HELENA - A judge on Thursday dismissed a cattle industry lawsuit seeking more stringent bison management around Yellowstone National Park, a move applauded by bison advocates who want more land for the animals.
The Montana Stockgrowers Association lawsuit had sought to force state officials to better restrict the movement of the bison, which the industry fears could spread the disease brucellosis to domestic cattle at summer grazing grounds near the park. At issue was the length of time and areas where bison are allowed to stay outside the park in late spring and early summer.
District Judge John Brown rejected the lawsuit, saying Stockgrowers do not have enforceable rights under the bison management plan.

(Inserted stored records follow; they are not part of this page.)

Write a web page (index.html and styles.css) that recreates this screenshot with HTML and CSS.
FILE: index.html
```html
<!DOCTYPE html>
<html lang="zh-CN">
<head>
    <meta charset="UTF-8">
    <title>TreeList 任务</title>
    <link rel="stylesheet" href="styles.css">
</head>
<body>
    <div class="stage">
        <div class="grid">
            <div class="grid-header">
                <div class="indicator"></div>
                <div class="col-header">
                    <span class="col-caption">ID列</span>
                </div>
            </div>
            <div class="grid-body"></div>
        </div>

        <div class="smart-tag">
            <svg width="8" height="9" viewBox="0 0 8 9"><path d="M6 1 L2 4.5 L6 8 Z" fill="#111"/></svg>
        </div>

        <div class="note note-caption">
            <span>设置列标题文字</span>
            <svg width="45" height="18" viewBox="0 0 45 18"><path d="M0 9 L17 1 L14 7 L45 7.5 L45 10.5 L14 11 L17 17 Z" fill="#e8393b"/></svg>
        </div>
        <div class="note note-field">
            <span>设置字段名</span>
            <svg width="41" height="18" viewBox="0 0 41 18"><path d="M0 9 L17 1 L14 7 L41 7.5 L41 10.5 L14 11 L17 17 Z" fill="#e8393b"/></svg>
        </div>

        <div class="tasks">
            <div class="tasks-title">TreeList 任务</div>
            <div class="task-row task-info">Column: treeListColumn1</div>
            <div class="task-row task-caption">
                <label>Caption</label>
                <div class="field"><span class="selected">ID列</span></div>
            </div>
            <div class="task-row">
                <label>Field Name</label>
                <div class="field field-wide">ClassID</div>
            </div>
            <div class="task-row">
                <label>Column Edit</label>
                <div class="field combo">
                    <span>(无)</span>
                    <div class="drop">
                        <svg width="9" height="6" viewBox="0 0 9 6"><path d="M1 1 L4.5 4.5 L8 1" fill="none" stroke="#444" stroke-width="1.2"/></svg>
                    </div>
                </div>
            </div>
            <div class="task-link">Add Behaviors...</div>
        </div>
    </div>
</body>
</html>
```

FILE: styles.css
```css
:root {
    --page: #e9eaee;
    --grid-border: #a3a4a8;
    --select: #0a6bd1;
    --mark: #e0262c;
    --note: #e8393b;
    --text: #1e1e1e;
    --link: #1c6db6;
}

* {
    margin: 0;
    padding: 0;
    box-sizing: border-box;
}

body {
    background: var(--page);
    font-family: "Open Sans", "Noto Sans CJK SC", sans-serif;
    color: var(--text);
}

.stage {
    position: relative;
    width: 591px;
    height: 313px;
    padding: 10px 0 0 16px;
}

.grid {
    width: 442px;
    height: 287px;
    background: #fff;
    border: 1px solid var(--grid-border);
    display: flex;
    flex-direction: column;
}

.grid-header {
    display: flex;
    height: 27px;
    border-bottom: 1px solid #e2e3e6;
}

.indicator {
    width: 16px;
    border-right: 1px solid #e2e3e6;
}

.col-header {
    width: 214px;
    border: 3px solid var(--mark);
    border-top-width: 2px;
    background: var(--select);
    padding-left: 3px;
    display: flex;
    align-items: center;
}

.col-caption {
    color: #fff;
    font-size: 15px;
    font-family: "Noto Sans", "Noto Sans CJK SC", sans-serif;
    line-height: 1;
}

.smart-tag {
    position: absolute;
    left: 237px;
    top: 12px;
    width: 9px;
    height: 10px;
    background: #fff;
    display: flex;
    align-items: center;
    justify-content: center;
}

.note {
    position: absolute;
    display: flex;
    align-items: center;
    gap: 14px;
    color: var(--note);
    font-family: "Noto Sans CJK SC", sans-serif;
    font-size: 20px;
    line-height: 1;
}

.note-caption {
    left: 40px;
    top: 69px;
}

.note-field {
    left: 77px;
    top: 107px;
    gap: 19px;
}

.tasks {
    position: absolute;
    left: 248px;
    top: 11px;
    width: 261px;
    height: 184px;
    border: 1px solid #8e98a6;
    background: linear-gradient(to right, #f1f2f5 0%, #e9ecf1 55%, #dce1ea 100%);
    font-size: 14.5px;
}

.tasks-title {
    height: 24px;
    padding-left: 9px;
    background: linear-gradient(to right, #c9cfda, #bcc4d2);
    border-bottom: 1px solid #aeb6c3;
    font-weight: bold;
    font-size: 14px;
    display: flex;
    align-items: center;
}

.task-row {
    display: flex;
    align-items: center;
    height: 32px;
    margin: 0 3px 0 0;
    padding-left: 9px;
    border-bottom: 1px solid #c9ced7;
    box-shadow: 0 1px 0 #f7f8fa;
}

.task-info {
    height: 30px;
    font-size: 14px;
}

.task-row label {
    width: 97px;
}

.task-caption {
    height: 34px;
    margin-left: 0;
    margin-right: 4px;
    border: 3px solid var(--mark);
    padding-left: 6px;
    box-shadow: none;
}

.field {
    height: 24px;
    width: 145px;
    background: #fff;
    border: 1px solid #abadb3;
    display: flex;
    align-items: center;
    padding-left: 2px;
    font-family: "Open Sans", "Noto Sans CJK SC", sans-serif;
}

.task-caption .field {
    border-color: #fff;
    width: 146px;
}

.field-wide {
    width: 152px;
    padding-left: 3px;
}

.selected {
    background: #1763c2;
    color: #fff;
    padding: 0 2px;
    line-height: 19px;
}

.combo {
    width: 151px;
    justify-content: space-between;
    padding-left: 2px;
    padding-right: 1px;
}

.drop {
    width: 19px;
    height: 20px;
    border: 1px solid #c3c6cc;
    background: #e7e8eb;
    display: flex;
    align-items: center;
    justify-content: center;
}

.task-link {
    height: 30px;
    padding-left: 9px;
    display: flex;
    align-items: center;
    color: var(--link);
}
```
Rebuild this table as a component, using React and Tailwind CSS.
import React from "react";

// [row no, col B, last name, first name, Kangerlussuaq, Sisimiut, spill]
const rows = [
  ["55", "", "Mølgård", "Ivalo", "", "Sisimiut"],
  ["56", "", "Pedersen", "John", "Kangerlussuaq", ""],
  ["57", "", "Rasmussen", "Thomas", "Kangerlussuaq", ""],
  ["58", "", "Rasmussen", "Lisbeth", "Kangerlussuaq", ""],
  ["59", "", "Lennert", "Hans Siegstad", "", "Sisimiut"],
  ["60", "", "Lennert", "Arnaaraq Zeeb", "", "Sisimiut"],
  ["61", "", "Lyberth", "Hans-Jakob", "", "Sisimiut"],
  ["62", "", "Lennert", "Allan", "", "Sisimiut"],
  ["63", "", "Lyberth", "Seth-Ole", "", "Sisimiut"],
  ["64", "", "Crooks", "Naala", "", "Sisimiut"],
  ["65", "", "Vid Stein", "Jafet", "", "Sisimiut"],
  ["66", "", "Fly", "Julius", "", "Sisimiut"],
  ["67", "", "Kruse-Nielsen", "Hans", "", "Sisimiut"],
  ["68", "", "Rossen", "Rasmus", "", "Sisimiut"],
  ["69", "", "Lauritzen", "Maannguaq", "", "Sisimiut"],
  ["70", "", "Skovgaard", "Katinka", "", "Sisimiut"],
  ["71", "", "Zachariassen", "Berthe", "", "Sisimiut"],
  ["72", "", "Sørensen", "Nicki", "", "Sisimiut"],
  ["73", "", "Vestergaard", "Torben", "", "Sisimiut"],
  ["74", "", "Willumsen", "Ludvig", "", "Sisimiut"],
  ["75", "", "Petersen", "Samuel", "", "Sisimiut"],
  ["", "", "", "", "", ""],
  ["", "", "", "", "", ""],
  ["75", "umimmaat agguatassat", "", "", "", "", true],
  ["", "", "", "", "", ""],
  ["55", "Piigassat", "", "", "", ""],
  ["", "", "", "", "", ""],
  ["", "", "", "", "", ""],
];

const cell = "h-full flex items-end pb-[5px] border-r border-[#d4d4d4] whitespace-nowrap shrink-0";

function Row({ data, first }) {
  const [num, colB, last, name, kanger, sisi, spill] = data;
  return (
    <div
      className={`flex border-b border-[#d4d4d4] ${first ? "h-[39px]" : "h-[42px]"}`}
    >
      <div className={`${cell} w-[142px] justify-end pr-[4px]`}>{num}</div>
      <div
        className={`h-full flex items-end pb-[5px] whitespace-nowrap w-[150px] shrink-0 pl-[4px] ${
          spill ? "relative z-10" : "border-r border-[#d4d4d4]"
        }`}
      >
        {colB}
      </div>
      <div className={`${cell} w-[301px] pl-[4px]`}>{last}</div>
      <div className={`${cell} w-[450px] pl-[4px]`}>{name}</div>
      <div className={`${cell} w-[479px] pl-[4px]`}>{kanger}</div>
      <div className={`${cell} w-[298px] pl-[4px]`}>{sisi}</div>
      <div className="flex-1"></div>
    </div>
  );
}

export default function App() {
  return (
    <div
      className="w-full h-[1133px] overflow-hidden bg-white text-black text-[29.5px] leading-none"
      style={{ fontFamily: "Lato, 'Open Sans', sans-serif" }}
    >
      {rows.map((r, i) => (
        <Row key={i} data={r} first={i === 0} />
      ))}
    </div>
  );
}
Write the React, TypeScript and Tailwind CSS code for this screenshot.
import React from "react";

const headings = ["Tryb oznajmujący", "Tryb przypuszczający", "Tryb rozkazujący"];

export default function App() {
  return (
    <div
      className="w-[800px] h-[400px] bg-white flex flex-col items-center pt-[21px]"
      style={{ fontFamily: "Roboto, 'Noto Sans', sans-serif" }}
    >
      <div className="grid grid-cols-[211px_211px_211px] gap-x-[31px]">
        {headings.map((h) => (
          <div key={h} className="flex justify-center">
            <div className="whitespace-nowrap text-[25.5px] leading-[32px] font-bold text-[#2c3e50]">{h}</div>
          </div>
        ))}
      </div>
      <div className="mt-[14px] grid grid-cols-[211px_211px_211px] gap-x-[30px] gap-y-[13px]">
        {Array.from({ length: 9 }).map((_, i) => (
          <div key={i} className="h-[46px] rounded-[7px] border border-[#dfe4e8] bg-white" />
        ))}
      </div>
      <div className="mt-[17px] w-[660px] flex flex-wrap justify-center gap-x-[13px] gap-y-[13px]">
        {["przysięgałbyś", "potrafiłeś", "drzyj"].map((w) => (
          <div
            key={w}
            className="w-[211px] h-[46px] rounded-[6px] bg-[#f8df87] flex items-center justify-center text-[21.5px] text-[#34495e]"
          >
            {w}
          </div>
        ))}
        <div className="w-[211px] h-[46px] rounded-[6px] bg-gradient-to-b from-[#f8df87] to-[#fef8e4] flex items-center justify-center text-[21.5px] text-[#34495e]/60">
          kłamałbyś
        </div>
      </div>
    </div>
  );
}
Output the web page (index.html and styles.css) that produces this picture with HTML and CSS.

The ruling allows state agents with the Department of Livestock to continue their work managing the bison, which migrate outside the national park into Montana.
The department, which is charged with managing the animals under an agreement hashed out with federal officials running the national park and others, said the court decision will have little practical effect on the way it has managed bison for the past couple years.
The agency recently completed a major push - over the objections of bison advocates - of the animals back into the park in advance of the summer cattle grazing period. In the past, the agency has had to slaughter bison that refused to stay in the park.
Bison advocates, who also have issues with the state agency in charge of bison management, welcomed the court ruling. In general, they want the animals to have room to move more freely in search of grass and more time to get back into the park.
Earthjustice attorney Tim Preso said the cattle industry's effort to enforce "draconian" management have failed.